I was never in that position before. She didn’t know I loved her — neither my best friend. So, seconds after my best friend saw me, they came together in my direction. They were very excited, giving me the news they were in love with each other.
I don’t remember my expression. But to not look threatening, I must have pretended an extreme joy; simultaneously, I felt my heart being penetrated by a surgical knife.
‘You’re packing a suitcase for a place none of us has been/A place that has to be believed to be seen.’ How could the vocalist know what I was feeling? She and my best friend returned to that special place on the dance floor, where I dreamed of being with my loved one. And now, I turned back outside, where my other friend that tried to warn me was, and let myself be cuddled by his harsh and straightforward words:
Let it be. It happens to the best.
I was feeling myself in a cage. Surrounded by my pain with a new feeling I’ve never felt before. I only remember the vocalist’s wise advice, who said to me, ‘You could have flown away/A singing bird in an open cage/Who will only fly, only fly for freedom.’

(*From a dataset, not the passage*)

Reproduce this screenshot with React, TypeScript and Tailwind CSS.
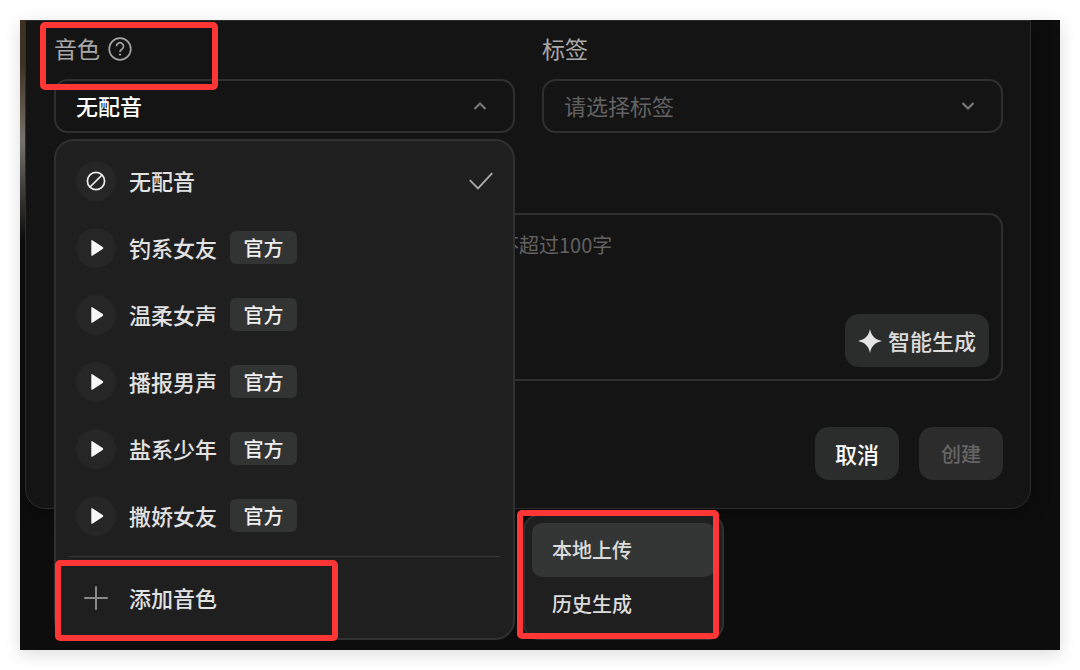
import type { ReactNode } from 'react';

const voices = ['钓系女友', '温柔女声', '播报男声', '盐系少年', '撒娇女友'];

const Chevron = ({ up = false }: { up?: boolean }) => (
  <svg
    viewBox="0 0 14 14"
    fill="none"
    stroke="#777"
    strokeWidth="2.2"
    className={`pointer-events-none absolute right-7 top-5 size-3.5 ${up ? 'rotate-180' : ''}`}
  >
    <path d="M1.5 4 7 9.5 12.5 4" />
  </svg>
);

const HelpIcon = () => (
  <svg viewBox="0 0 24 24" fill="none" stroke="#a3a3a3" strokeWidth="1.7" className="size-6">
    <circle cx="12" cy="12" r="10.8" />
    <path d="M8.5 9.3a3.5 3.5 0 1 1 5.4 2.9c-1.2.8-1.9 1.4-1.9 2.7" />
    <circle cx="12" cy="17.6" r="1.1" fill="#a3a3a3" stroke="none" />
  </svg>
);

const NoneIcon = () => (
  <svg viewBox="0 0 20 20" fill="none" stroke="#eee" strokeWidth="1.7" className="size-5">
    <circle cx="10" cy="10" r="8.6" />
    <path d="M4 16 16 4" />
  </svg>
);

const PlayIcon = () => (
  <svg viewBox="0 0 20 20" fill="#f7f7f7" className="size-5">
    <path d="M5.3 3.2Q5.3 1.4 6.7 2.4L16.7 9.1q1.2.9 0 1.800L6.700 17.600Q5.300 18.600 5.300 16.800Z" />
  </svg>
);

const CheckIcon = () => (
  <svg viewBox="0 0 24 24" fill="none" stroke="#aaa" strokeWidth="1.9" className="size-6">
    <path d="M.8 11.2 9 19.4 23.2 4.2" />
  </svg>
);

const PlusIcon = () => (
  <svg viewBox="0 0 24 24" fill="none" stroke="#8a8a8a" strokeWidth="2" strokeLinecap="round" className="size-6">
    <path d="M12 1v22M1 12h22" />
  </svg>
);

const SparkIcon = () => (
  <svg viewBox="0 0 24 24" fill="#e4e4e4" className="size-6">
    <path d="M12 0C13.4 7 17 10.6 24 12 17 13.4 13.4 17 12 24 10.6 17 7 13.4 0 12 7 10.6 10.6 7 12 0Z" />
  </svg>
);

// Red frame drawn over the part that it is placed in
const Highlight = ({ className }: { className: string }) => (
  <div className={`pointer-events-none absolute z-30 rounded-[5px] border-6 border-[#fe3636] ${className}`} />
);

const Option = ({ icon, children, round = true }: { icon: ReactNode; children: ReactNode; round?: boolean }) => (
  <button type="button" className="flex h-[67px] w-full items-center px-5 text-[22px] text-[#e2e2e2]">
    <span className={`mr-[13px] flex size-10 shrink-0 items-center justify-center rounded-full ${round ? 'bg-[#262626]' : ''}`}>
      {icon}
    </span>
    {children}
  </button>
);

const UploadMenu = () => (
  <div className="absolute -bottom-0.5 left-full z-20 ml-2.5 w-[201px] rounded-2xl border-2 border-[#303030] bg-[#1f1f1f] p-[7px] text-[20px] text-[#dcdcdc]">
    <button type="button" className="flex h-[54px] w-full items-center rounded-[10px] bg-[#343635] px-5">
      本地上传
    </button>
    <button type="button" className="flex h-[54px] w-full items-center rounded-[10px] px-5">
      历史生成
    </button>
    <Highlight className="-bottom-px -left-2 -top-1.5 right-[3px]" />
  </div>
);

const VoiceMenu = () => (
  <div className="absolute inset-x-0 top-full z-10 mt-1.5 rounded-[20px] border-2 border-[#303030] bg-[#1f1f1f] pb-[7px] pt-1.5">
    <Option icon={<NoneIcon />}>
      无配音
      <span className="ml-auto">
        <CheckIcon />
      </span>
    </Option>
    {voices.map((voice) => (
      <Option key={voice} icon={<PlayIcon />}>
        {voice}
        <span className="ml-[13px] flex h-[33px] w-[67px] items-center justify-center rounded-md bg-[#323433] text-[20px] text-[#f0f0f0]">
          官方
        </span>
      </Option>
    ))}
    <hr className="mx-[13px] my-[7px] border-[#383838]" />
    <div className="relative">
      <Option icon={<PlusIcon />} round={false}>
        添加音色
      </Option>
      <Highlight className="-bottom-2.5 -left-px -top-1 w-[283px]" />
    </div>
    <UploadMenu />
  </div>
);

export default function App() {
  return (
    <div className="min-h-screen bg-white p-5 font-['Noto_Sans_CJK_SC',sans-serif] font-medium">
      <main className="flex min-h-[calc(100vh-40px)] items-start overflow-hidden bg-[#0d0d0d] pr-[29px] shadow-[0_4px_16px_rgba(0,0,0,0.14)]">
        <div className="relative z-10 h-[220px] w-[5px] shrink-0 bg-linear-to-b from-[#3f3223] from-20% via-[#77736c] via-55% to-[#0d0d0d]" />
        <form className="flex-1 rounded-b-[20px] border border-[#2d2d2d] bg-[#141414] pb-7 pl-7 pr-[27px] pt-3 shadow-[0_4px_20px_rgba(0,0,0,0.3)]">
          <div className="grid grid-cols-2 gap-[27px]">
            <div>
              <div className="relative mb-3.5 flex h-8 items-center gap-2">
                <label htmlFor="voice" className="pb-0.5 text-[23px] font-normal text-[#a8a8a8]">
                  音色
                </label>
                <HelpIcon />
                <Highlight className="-bottom-[25px] -left-3.5 -top-[11px] w-[178px]" />
              </div>
              <div className="relative">
                <select
                  id="voice"
                  className="block h-[54px] w-full appearance-none rounded-[14px] border-2 border-[#303030] bg-transparent px-5 pb-0.5 text-[22px] text-white"
                >
                  <option>无配音</option>
                </select>
                <Chevron up />
                <VoiceMenu />
              </div>
            </div>
            <div>
              <div className="mb-3.5 flex h-8 items-center">
                <label htmlFor="tags" className="pb-0.5 text-[23px] font-normal text-[#a8a8a8]">
                  标签
                </label>
              </div>
              <div className="relative">
                <select
                  id="tags"
                  className="block h-[54px] w-full appearance-none rounded-[14px] border-2 border-[#303030] bg-transparent px-5 pb-0.5 text-[22px] font-normal text-[#626262]"
                >
                  <option>请选择标签</option>
                </select>
                <Chevron />
              </div>
            </div>
          </div>

          <div className="relative mt-20">
            <textarea
              aria-label="不超过100字"
              placeholder="不超过100字"
              className="block h-[168px] w-full resize-none rounded-[14px] border-2 border-[#303030] bg-transparent px-5 py-3.5 indent-[423px] text-[20px] leading-8 font-normal text-white placeholder:text-[#626262]"
            />
            <button
              type="button"
              className="absolute bottom-3.5 right-3.5 flex h-[53px] items-center gap-1.5 rounded-[14px] bg-[#2b2d2c] px-[13px] text-[22px] text-[#dcdcdc]"
            >
              <SparkIcon />
              智能生成
            </button>
          </div>

          <div className="mt-[46px] flex justify-end gap-5">
            <button type="button" className="h-[53px] w-[84px] rounded-[14px] bg-[#2b2d2c] text-[22px] text-white">
              取消
            </button>
            <button type="submit" disabled className="h-[53px] w-[84px] rounded-[14px] bg-[#2c2c2c] text-[20px] text-[#666]">
              创建
            </button>
          </div>
        </form>
      </main>
    </div>
  );
}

I was a proud and stubborn young kid. So I stayed there until the end of the song. She went up and came to us. The eyes screamed with happiness. She was feeling the same naïve pleasure I wanted to feel.

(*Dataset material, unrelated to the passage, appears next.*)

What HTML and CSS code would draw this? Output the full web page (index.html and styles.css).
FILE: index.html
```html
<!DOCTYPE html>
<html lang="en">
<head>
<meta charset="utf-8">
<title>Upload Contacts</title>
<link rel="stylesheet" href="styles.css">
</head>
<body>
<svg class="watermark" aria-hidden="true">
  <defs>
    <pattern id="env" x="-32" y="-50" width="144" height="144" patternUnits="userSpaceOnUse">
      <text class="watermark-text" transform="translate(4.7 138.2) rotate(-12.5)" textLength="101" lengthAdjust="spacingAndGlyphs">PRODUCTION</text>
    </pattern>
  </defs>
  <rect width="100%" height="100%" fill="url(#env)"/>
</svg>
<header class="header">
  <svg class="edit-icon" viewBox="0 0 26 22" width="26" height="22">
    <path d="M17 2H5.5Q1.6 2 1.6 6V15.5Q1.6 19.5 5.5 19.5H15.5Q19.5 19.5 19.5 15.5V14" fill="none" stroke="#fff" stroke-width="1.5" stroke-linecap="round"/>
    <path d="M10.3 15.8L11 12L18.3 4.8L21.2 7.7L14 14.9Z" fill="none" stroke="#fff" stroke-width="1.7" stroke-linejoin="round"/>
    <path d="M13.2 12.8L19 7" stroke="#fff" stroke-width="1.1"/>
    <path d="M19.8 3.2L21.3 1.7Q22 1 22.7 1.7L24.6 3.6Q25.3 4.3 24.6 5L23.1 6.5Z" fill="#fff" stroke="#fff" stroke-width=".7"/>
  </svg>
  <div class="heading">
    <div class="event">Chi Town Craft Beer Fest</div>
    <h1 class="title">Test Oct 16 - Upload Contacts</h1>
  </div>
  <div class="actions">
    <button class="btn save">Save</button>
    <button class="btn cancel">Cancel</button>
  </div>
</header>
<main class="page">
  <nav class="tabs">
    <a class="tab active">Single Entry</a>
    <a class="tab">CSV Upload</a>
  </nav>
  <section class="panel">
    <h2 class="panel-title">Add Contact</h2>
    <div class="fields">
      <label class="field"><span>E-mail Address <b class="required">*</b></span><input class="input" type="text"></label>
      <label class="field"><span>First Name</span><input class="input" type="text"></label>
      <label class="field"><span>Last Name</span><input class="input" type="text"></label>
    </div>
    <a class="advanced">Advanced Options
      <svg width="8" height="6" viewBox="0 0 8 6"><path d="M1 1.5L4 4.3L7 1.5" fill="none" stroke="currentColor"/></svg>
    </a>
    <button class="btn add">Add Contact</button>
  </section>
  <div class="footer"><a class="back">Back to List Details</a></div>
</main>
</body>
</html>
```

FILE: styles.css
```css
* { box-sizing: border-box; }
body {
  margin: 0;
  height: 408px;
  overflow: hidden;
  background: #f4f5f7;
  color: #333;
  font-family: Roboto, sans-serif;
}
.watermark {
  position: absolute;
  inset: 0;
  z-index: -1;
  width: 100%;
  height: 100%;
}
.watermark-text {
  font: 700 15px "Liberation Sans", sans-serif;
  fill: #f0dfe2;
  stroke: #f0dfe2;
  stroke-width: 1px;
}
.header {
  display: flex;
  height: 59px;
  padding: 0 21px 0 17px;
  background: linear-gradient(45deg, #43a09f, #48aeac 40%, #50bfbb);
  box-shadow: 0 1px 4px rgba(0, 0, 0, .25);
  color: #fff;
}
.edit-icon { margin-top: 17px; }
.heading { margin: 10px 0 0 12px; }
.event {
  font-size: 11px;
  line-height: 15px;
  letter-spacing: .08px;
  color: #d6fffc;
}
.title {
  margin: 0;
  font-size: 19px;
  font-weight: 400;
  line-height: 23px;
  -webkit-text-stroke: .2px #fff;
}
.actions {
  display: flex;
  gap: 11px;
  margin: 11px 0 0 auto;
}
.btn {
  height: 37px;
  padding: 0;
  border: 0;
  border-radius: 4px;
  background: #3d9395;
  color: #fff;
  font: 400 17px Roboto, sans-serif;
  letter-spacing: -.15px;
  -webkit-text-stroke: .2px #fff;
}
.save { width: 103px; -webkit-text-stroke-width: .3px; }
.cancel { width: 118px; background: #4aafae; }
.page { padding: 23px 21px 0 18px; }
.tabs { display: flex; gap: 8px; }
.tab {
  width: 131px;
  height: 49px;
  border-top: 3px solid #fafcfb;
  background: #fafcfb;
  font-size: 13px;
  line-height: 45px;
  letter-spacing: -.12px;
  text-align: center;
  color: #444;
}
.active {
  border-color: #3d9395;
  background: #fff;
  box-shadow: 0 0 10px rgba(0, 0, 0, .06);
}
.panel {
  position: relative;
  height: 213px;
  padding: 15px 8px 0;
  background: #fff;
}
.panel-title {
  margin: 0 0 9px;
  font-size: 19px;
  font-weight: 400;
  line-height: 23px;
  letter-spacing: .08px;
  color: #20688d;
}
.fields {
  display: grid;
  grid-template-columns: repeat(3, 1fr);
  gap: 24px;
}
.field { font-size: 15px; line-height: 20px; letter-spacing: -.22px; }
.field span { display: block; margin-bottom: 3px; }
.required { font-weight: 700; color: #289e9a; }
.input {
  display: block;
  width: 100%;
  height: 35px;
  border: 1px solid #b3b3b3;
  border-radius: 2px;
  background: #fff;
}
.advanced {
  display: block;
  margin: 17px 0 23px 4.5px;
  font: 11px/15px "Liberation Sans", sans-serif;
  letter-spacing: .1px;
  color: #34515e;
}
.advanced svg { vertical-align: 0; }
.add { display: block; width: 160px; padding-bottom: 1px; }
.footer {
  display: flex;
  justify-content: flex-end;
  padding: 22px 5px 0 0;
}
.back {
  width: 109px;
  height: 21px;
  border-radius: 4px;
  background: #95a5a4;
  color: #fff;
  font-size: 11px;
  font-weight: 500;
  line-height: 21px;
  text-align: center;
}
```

At that moment, she looked at me and realized that I was not okay. As any moron would have done, I said I had eaten something spoiled at dinner.
Idiot. I should have said in front of everyone that I loved her. But why the hell would I do that after losing her to my best friend, if I didn’t dare to do it in the many hours we shared as friends? ‘You are a weak idiot,’ I thought to myself.

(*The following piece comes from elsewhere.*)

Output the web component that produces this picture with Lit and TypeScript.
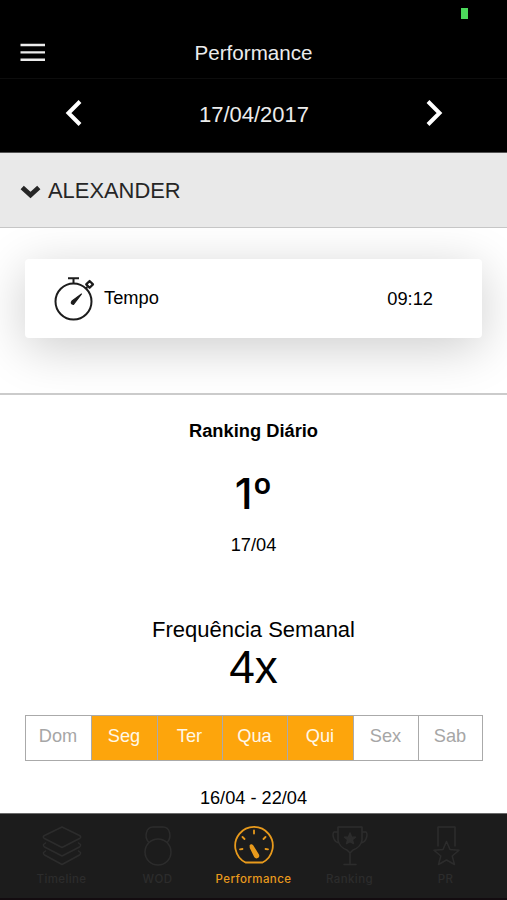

Yet, that vocalist continued to whisper in my ear, ‘Walk on, walk on/What you’ve got they can’t deny it/Can’t sell it, or buy it/Walk on, walk on/Stay safe tonight.’
At that moment, I realized what fiber I am made of. I gave my muse a big hug and left home. I assumed the defeat, swallowed my pride, and went home. I knew that whatever more I could say that night, it would not revert to anything, nor the pain I already felt.
So I took the pain, accepted the vocalist’s advice, and walked on.
Behind Every Favorite Song, There Is an Untold Story
I spend my life listening to what vocalists had to say to me.
They always knew what was happening to us. Like gods of poetry, dancing around us all the time. Speaking to our ears, as elves of kindness, who warn us about what life holds.
In a kind of leaf dance in the magical forest, skipping among songs wrapped in tree branches, songs let us float along the winding paths of an enchanted forest.
The elves singing ‘When you try your best, but you don’t succeed,’ they’re enchanting us with our uniqueness.
They are the guardians of the future that awaits us. In letters and words, as in the leaves and branches of the forest, Mother Nature’s teachings are written. When Nature secrets us ‘When you get what you want but not what you need’ she’s not trying to harm you. She’s just trying to understand if you are awake to life — sharp like a hawk’s restlessness or the resilience of a tree.
Songs test us with refined choruses finishing with ‘Lights will guide you home/And ignite your bones/And I will try to fix you.’
So don’t feel alone. The elves, like the song, are always right behind you, guiding your soul to warm and kind places.
Final Thought
If your soul is invaded by the beauty of a lyric or a poem, you’ll be able to live in a magical world.
As a magical tough gave by the most tender fairy, covering you with the ability to see and hear what others cannot. Leaving yourself sensitive to contemplation or eternal love.
Even in the saddest moments, when at 16 years old you are exchanged for your best friend, you can see the light.
Being blessed by the sensitivity of the vocalists’ message is a gift.
It makes you irreverently observant. It makes you stubbornly sensitive. It makes you see the beauty in the saddest places.
That voice comes again in the final words of another article. And ‘I drift in the forest/I swirl like the snow in the night air/By the weight of the earth, I’m tangled and hurled/I drift like a branch does in the wind.’
Sometimes words get you drunk. There is so much beauty in the world that it’s sometimes moving. Letters do not set us free. They hold us to the trunks of trees, stuck in time, tied to the memories of what we lived.
Lyrics whisper in our ears as someone takes the rug out from under our feet, leaving us vulnerable. But always warning that life is a sigh of uncertainty. Like someone who waits ’For something secretly may dwell in the darkness unknown/And so shrewdly move and even make its home/Or it may feign its embrace and feel kind and warm/When it has silently gone or was never there at all.’
My sweet first love sometimes appears in my dreams, dressed in sand and rags of wind.
In a soft voice, the vocalist explains that life is made up of victories and defeats.
And so he leaves, the voice with the guitar under his arm. He disappears in the forest's fog to later return, whispering in my ear.